Super Bowl Handicapping: Media Day Hyperbole
by Trevor Whenham - 2/1/2012
Is it just me or did Media Day seem to lose some of its shine this year? It’s always a big spectacle, but it has increasingly gotten more and more ridiculous, and it seems like it was less relevant than ever before as a result. Of course, it didn’t help that the game is in Indianapolis so Peyton Manning is overshadowing everything that happens.
Despite the lack of excitement, though, there were still some interesting storylines that came out of the day. More significantly for us, there are storylines that are likely to draw more attention than they should, and that could have an impact on how the betting public looks at this game. Here are three heavily covered storylines that just aren’t as significant as they seem:
New England’s top tight end was injured last time out, and he was in a walking cast until Sunday to protect his injured ankle. It seems like every year there is a high-profile player who is uncertain heading into the game, and Gronkowski definitely fits the bill this year.
The speculation is intense about his status. He was one of the most popular players during Media Day, and reporters asked about his status in a hundred different ways. The public knows how good the tight ends have been for New England this year, so they are going to be very concerned by this situation.
Here’s the thing to keep in mind when thinking about this situation — there is no reason at all to be concerned.
There are several reasons. First, Gronkowski is out of his walking boot and working out, and he certainly wouldn’t be doing that if the injury was serious. The extra week off works to his advantage here as well. Second, this is the Patriots we are talking about — the most secretive team in the NFL. There is no way they are going to let us know the truth heading into the game, so any speculation will just be dangerous. Third, Gronkowski doesn’t work alone. Even if he isn’t at full strength the Giants will have to be concerned about him, but they also have Aaron Hernandez and leading receiver Wes Welker to worry about.
He’s a very important player coming off the best season a tight end has probably ever had, but to assume that the team is doomed without him just means you haven’t been paying attention to the Patriots this year, or Tom Brady’s whole career for that matter.
The best thing you can do with this issue is ignore it entirely. He’ll probably be serviceable, and if he’s not then Brady and company have had two weeks to figure out what to do about it. This will not be the deciding factor.
Giants feeling disrespected
I keep hearing about how the Giants should feel disrespected, and how they will use the slight of being made underdogs in this one as a motivating factor. It was a question that was asked in some form or other to every person connected to the Giants on Tuesday. I am not sure I have ever heard anything more stupid.
The Giants are coming off a 9-7 regular season which only barely saw them make the playoffs. They needed overtime last week to get into this game. I’m certainly not suggesting that they haven’t earned what they have, that they don’t deserve to be here, or that they aren’t completely capable of winning this game. New England is the top seed in the AFC, though, and has had a long history of strength. They also have one of the top quarterbacks in the league. Eli Manning, though certainly impressive really, in not on the level of Brady.

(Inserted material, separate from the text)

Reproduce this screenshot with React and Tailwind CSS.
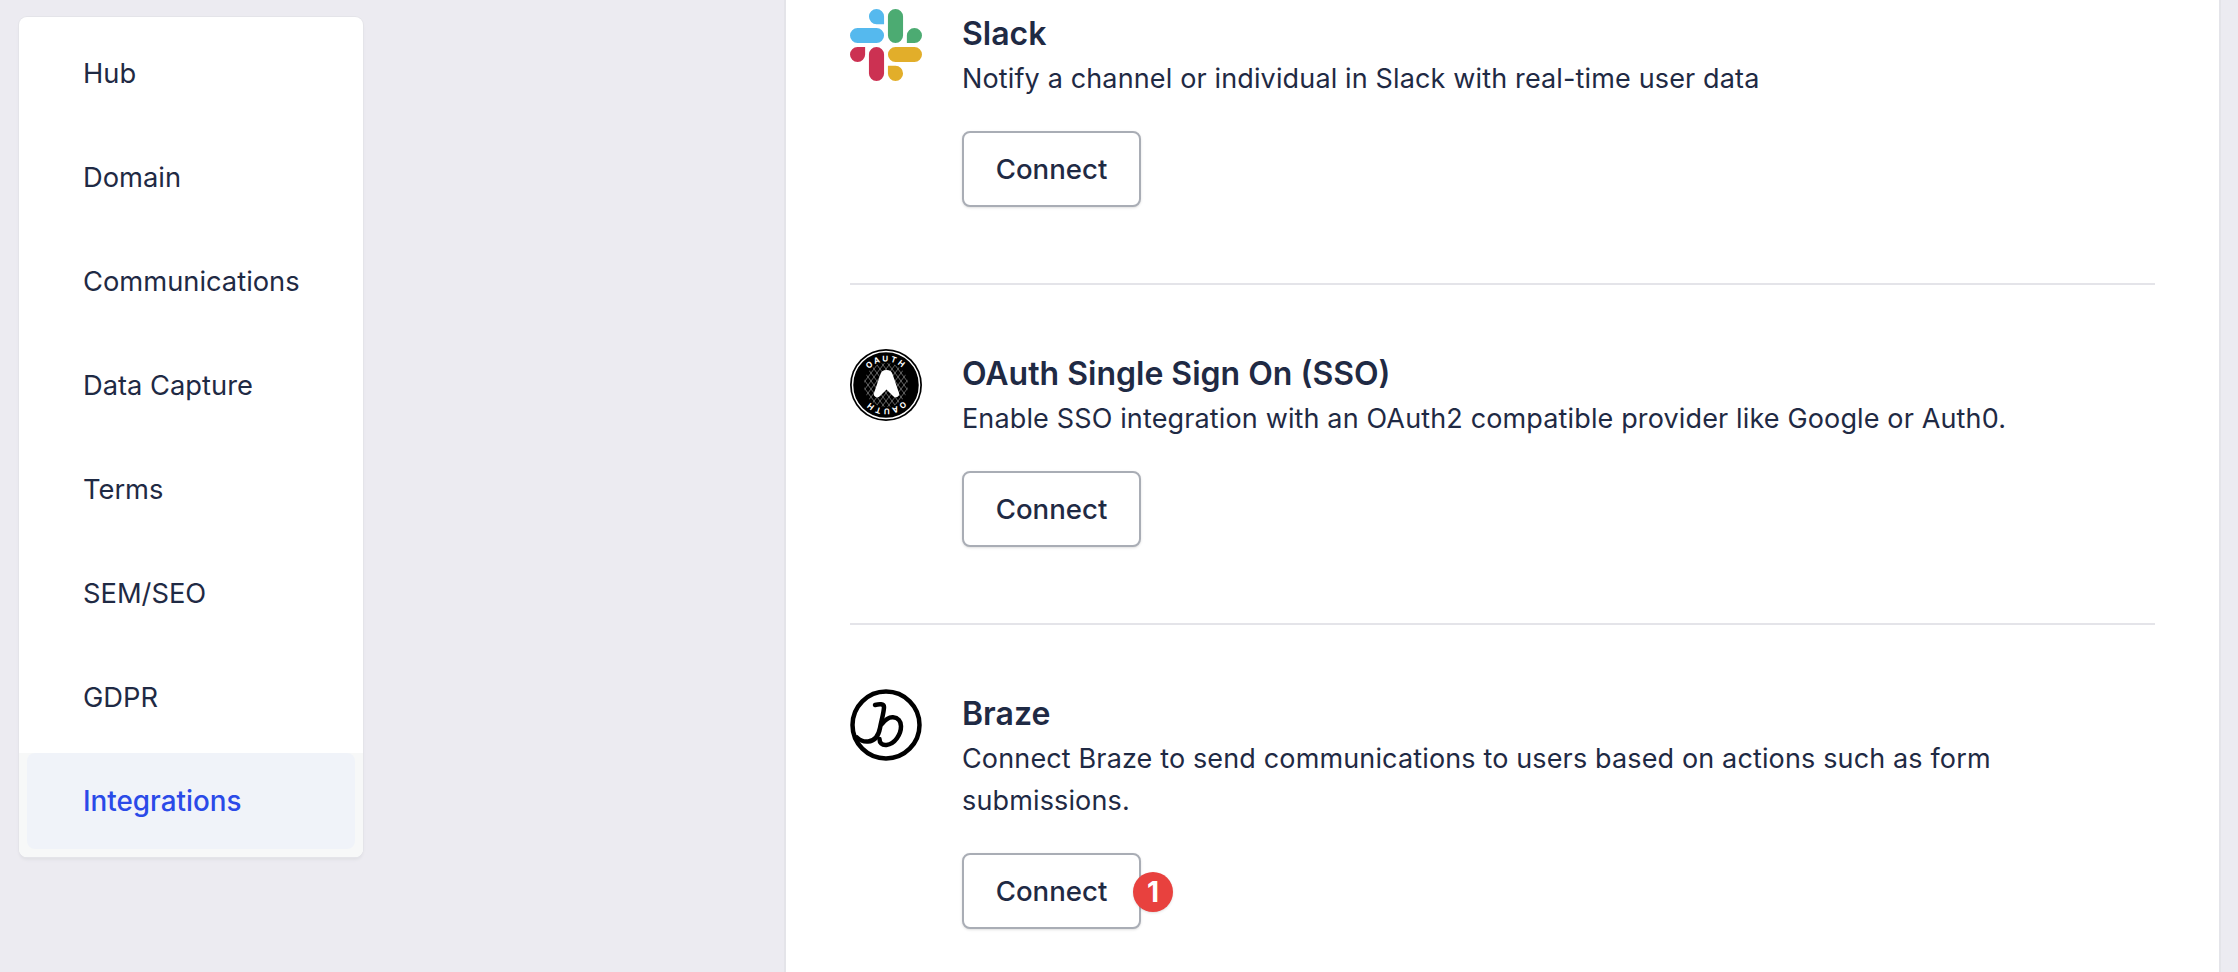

Could the Giants argue that they could deserve to be favored? I guess so. Is it enough of an insult that they aren’t favored that it will motivate them significantly? Absolutely not. Don’t let yourself get carried away by this stupid angle.
New England’s offensive coordinator is also the new head coach at Penn State. He’s with the Pats until the end of this game, but he’s at Penn State full time starting Monday. He and the rest of the New England offense was asked repeatedly whether this was a distraction leading up to this game. In some circumstances it certainly would be. In this case, though, I’m not concerned in the slightest.
The biggest reason for my lack of concern — Bill Belichick. As you well know by now, Belichick is all business. He doesn’t tolerate less than full commitment, so he’s not going to accept less than full focus from O’Brien heading into this game. O’Brien is a real pro, too — he wouldn’t have been hired at Penn State if he wasn’t — so he’s not going to give anything but his best heading into the biggest game of his career no matter what is on the horizon.
O’Brien also has some guy named Brady to work with — another guy who isn’t going to accept anything less than full focus.
One last factor to consider in this one — O’Brien has done a terrible job so far with Penn State. Signing day was Wednesday and he was basically invisible on the day or leading up to it, and it was costly to the class. If he was neglecting the Patriots then he would have done a much better job than he did for the Nittany Lions.